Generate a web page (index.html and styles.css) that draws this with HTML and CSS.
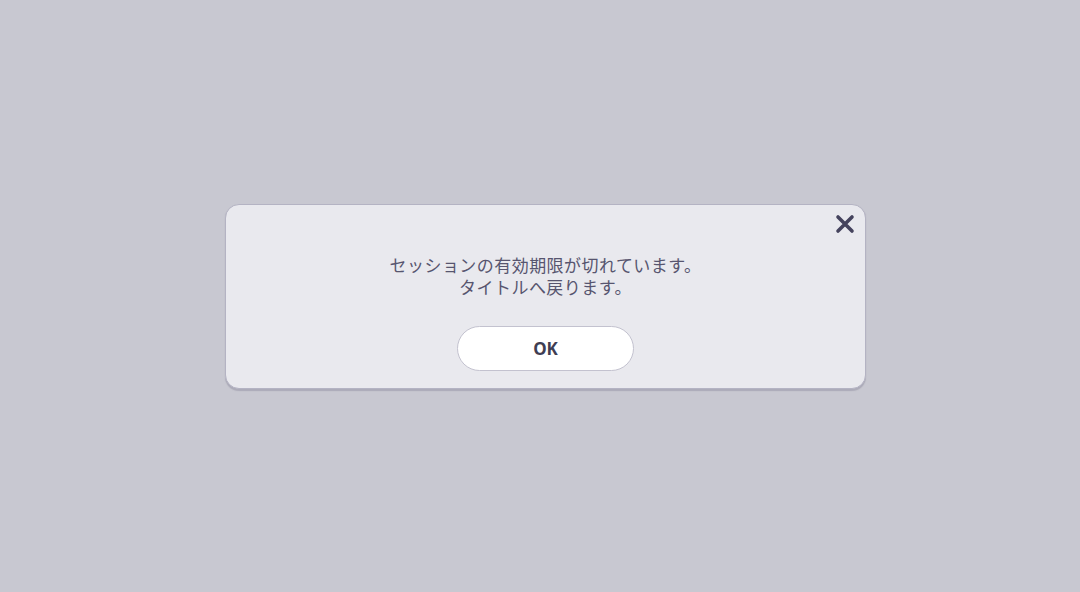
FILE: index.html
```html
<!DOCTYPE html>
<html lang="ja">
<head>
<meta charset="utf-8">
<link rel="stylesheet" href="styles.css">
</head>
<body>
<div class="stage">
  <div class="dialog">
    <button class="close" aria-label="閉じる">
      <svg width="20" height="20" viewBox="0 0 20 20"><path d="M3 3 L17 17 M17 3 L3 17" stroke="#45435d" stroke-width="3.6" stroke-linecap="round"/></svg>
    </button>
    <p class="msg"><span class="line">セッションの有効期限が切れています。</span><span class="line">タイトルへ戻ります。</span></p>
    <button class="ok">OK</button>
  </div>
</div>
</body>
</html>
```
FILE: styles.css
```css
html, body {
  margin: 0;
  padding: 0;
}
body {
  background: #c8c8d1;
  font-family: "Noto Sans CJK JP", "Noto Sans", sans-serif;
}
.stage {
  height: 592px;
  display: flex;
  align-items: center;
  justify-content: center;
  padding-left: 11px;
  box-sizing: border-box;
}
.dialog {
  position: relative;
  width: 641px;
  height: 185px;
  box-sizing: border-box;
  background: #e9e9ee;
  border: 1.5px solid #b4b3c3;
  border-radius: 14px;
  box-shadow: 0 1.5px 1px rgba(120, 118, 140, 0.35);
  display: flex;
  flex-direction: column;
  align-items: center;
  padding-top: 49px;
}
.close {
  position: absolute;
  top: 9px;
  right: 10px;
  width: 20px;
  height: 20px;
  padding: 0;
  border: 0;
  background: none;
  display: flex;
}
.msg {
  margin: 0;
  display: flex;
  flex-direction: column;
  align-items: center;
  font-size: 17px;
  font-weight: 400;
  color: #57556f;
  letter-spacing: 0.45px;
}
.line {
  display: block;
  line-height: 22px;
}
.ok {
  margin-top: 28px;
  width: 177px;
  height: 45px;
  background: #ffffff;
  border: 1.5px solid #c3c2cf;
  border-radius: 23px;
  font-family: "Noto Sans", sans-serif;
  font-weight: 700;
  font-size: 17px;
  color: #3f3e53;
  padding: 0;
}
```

Given problem. Omit pictures; set down the rest of the material word for word.

Output for this exercise.
Generate a web page (index.html and styles.css) that draws this with HTML and CSS.
FILE: index.html
```html
<!DOCTYPE html>
<html lang="ja">
<head>
<meta charset="utf-8">
<link rel="stylesheet" href="styles.css">
</head>
<body>
<div class="stage">
  <div class="dialog">
    <button class="close" aria-label="閉じる">
      <svg width="20" height="20" viewBox="0 0 20 20"><path d="M3 3 L17 17 M17 3 L3 17" stroke="#45435d" stroke-width="3.6" stroke-linecap="round"/></svg>
    </button>
    <p class="msg"><span class="line">セッションの有効期限が切れています。</span><span class="line">タイトルへ戻ります。</span></p>
    <button class="ok">OK</button>
  </div>
</div>
</body>
</html>
```
FILE: styles.css
```css
html, body {
  margin: 0;
  padding: 0;
}
body {
  background: #c8c8d1;
  font-family: "Noto Sans CJK JP", "Noto Sans", sans-serif;
}
.stage {
  height: 592px;
  display: flex;
  align-items: center;
  justify-content: center;
  padding-left: 11px;
  box-sizing: border-box;
}
.dialog {
  position: relative;
  width: 641px;
  height: 185px;
  box-sizing: border-box;
  background: #e9e9ee;
  border: 1.5px solid #b4b3c3;
  border-radius: 14px;
  box-shadow: 0 1.5px 1px rgba(120, 118, 140, 0.35);
  display: flex;
  flex-direction: column;
  align-items: center;
  padding-top: 49px;
}
.close {
  position: absolute;
  top: 9px;
  right: 10px;
  width: 20px;
  height: 20px;
  padding: 0;
  border: 0;
  background: none;
  display: flex;
}
.msg {
  margin: 0;
  display: flex;
  flex-direction: column;
  align-items: center;
  font-size: 17px;
  font-weight: 400;
  color: #57556f;
  letter-spacing: 0.45px;
}
.line {
  display: block;
  line-height: 22px;
}
.ok {
  margin-top: 28px;
  width: 177px;
  height: 45px;
  background: #ffffff;
  border: 1.5px solid #c3c2cf;
  border-radius: 23px;
  font-family: "Noto Sans", sans-serif;
  font-weight: 700;
  font-size: 17px;
  color: #3f3e53;
  padding: 0;
}
```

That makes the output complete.